At this point it’s worth a couple of definitions. The International Mineralogical Association definition is ‘A mineral is an element or chemical compound that is normally crystalline and that has been formed as a result of geological processes.’ It is also naturally occurring (so not man made), inorganic, solid with a definite chemical composition and ordered internal structure. In contrast, rocks are disordered and are a mixture of minerals. Examples of minerals include things like calcite (that is important in limestone rock), halite (rock salt) and sulphur, while rocks include chalk, slate, shale, basalt and many more.

Distinctly different: halite (rock-salt) is a mineral not a rock

Distinctly different: halite (rock-salt) is a mineral not a rock

Do we all mean the same thing when we use the term ‘mineral’?

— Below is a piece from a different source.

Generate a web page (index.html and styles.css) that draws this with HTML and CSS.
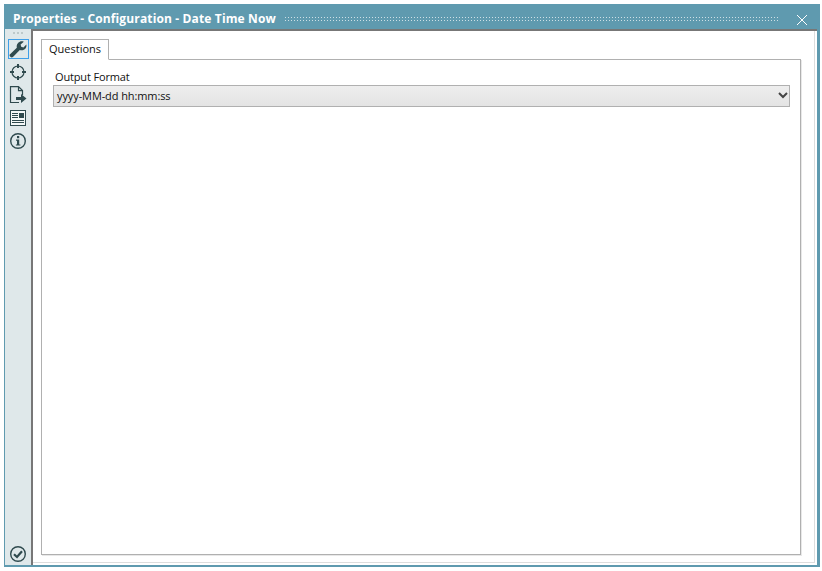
FILE: index.html
```html
<!DOCTYPE html>
<html lang="en">
<head>
<meta charset="utf-8">
<title>Properties</title>
<link rel="stylesheet" href="styles.css">
</head>
<body>
<div class="window">
  <header class="titlebar">
    <span class="title">Properties - Configuration - Date Time Now</span>
    <span class="grip"></span>
    <svg class="close" width="12" height="12" viewBox="0 0 12 12"><path d="M1 1L11 11M11 1L1 11" stroke="#fff" stroke-width="1" fill="none"/></svg>
  </header>
  <div class="body">
    <nav class="rail">
      <div class="rail-dots"></div>
      <button class="rail-btn active">
        <svg width="18" height="18" viewBox="0 0 18 18"><path d="M.8 14.6L7.8 7.8C7.2 5.2 8.4 2.8 10.8 1.7C12.2 1.1 13.6 1.2 14.8 1.7L11.6 4.5L12.2 6.8L14.4 7.4L17.4 4.4C17.8 6.6 16.8 8.8 14.8 9.8C13.4 10.5 12 10.4 10.8 10L4.2 16.8C3.2 17.7 2.2 17.6 1.4 16.8C.6 16 .2 15.4 .8 14.6Z" fill="#2f4a4e"/></svg>
      </button>
      <button class="rail-btn">
        <svg width="18" height="18" viewBox="0 0 18 18" fill="none" stroke="#2f4a4e"><circle cx="9" cy="9" r="6" stroke-width="1.2"/><path d="M9 1V5M9 13V17M1 9H5M13 9H17" stroke-width="2"/></svg>
      </button>
      <button class="rail-btn">
        <svg width="18" height="18" viewBox="0 0 18 18"><path d="M10 16.5H1.5V.6H9.5L13.5 4.6V9M9.5 .6V4.6H13.5" fill="none" stroke="#2f4a4e" stroke-width="1.2"/><path d="M7 11H12V8L17.5 12.5L12 17V14H7Z" fill="#2f4a4e"/></svg>
      </button>
      <button class="rail-btn">
        <svg width="18" height="18" viewBox="0 0 18 18"><rect x="1.5" y="1.5" width="15" height="15" fill="#f4f8f8" stroke="#2f4a4e"/><rect x="10" y="4" width="5" height="5" fill="#2f4a4e"/><path d="M3 4.5H9M3 6.5H9M3 8.5H9M3 11.5H15M3 13.5H15" stroke="#2f4a4e" stroke-width="1"/></svg>
      </button>
      <button class="rail-btn">
        <svg width="18" height="18" viewBox="0 0 18 18"><circle cx="9" cy="9" r="7.3" fill="none" stroke="#2f4a4e" stroke-width="1.4"/><rect x="8" y="4" width="2.2" height="2.2" fill="#2f4a4e"/><path d="M7 7.6H10.2V12.4H11.4V13.6H6.9V12.4H8V8.8H7Z" fill="#2f4a4e"/></svg>
      </button>
      <div class="rail-spacer"></div>
      <svg class="status" width="18" height="18" viewBox="0 0 18 18" fill="none" stroke="#2f4a4e"><circle cx="9" cy="9" r="7.3" stroke-width="1.4"/><path d="M5 9.2L8 12L13 6.2" stroke-width="2.2"/></svg>
    </nav>
    <main class="content">
      <div class="tabs"><div class="tab">Questions</div></div>
      <section class="panel">
        <label class="field-label" for="fmt">Output Format</label>
        <div class="select">
          <span id="fmt">yyyy-MM-dd hh:mm:ss</span>
          <svg width="10" height="7" viewBox="0 0 10 7"><path d="M1 1L5 5L9 1" fill="none" stroke="#444" stroke-width="2"/></svg>
        </div>
      </section>
    </main>
  </div>
</div>
</body>
</html>
```
FILE: styles.css
```css
* { box-sizing: border-box; }
html, body { margin: 0; height: 100%; background: #fff; }
body { padding: 4px 2px 4px 4px; font-family: "Open Sans", "Noto Sans", sans-serif; overflow: hidden; }
.window { height: 563px; width: 816px; display: flex; flex-direction: column; background: #5f9aaf; padding: 0 3px 2px 1px; }
.titlebar { height: 25px; flex: none; display: flex; align-items: center; padding: 3px 9px 0 8px; color: #fff; }
.title { font-size: 12px; font-weight: 700; white-space: nowrap; letter-spacing: 0.14px; }
.grip { width: 495px; height: 5px; margin-left: 8px; flex: none; background-image: radial-gradient(circle, #cfe0e6 0.6px, transparent 0.8px); background-size: 3px 3px; }
.close { margin-left: auto; margin-right: 0; margin-top: 3px; }
.body { flex: 1; display: flex; min-height: 0; }
.rail { width: 26px; flex: none; background: #dfe8ea; display: flex; flex-direction: column; align-items: center; padding: 0 0 2px; }
.rail-dots { width: 12px; height: 2px; margin: 3px 0 5px; background-image: radial-gradient(circle, #9aa, 0.7px, transparent 1px); background-size: 4px 2px; }
.rail-btn { width: 21px; height: 20px; margin: 0 0 3px 1px; padding: 0 1px 0 0; border: 1px solid transparent; background: none; display: flex; align-items: center; justify-content: center; }
.rail-btn.active { border-color: #3f9fe8; }
.rail-spacer { flex: 1; }
.content { flex: 1; background: #fff; border-left: 2px solid #777; border-top: 2px solid #777; padding: 8px 16px 10px 8px; display: flex; flex-direction: column; box-shadow: inset -2px -2px 0 #fff, inset -3px -3px 0 #ddd; }
.tabs { display: flex; height: 21px; flex: none; margin-bottom: -1px; position: relative; z-index: 1; }
.tab { width: 68px; height: 21px; border: 1px solid #b0b0b0; border-bottom-color: #fff; background: #fff; font-size: 11px; color: #111; text-align: center; line-height: 17px; }
.panel { flex: 1; border: 1px solid #b0b0b0; box-shadow: 1px 1px 0 #e8e8e8; padding: 9px 10px 0 11px; }
.field-label { display: block; font-size: 11px; line-height: 15px; color: #111; margin: 0 0 1px 2px; letter-spacing: -0.15px; }
.select { height: 22px; border: 1px solid #b0b0b0; background: linear-gradient(#eeeeee, #e4e4e4); display: flex; align-items: center; justify-content: space-between; padding: 0 1px 2px 3px; font-size: 11px; color: #111; letter-spacing: -0.1px; }
```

The use of the word ‘mineral’ has become so widespread that various researchers have tried to identify if there is a detectable cause in wine and indeed if there is any unity between tasters in what the concept of ‘mineral’ or ‘minerality’ means. One recent paper by Parr et al in New Zealand tested two groups of tasters from France and New Zealand respectively to identify mineral characters in samples of sauvignon blanc. Descriptors like citrus, flinty and chalky were linked to minerality in both groups while tropical notes like passion fruit were negatively linked to minerality. Interestingly, in this group the French tasters relied more heavily on the nose to evaluate wines than the New Zealand ones though there was largely agreement about key descriptions. Parr has also pointed out that the rise of the term ‘minerality’ has also been paralleled by the rise of screw cap use in New Zealand.

Are some grapes more likely to be described as ‘mineral’?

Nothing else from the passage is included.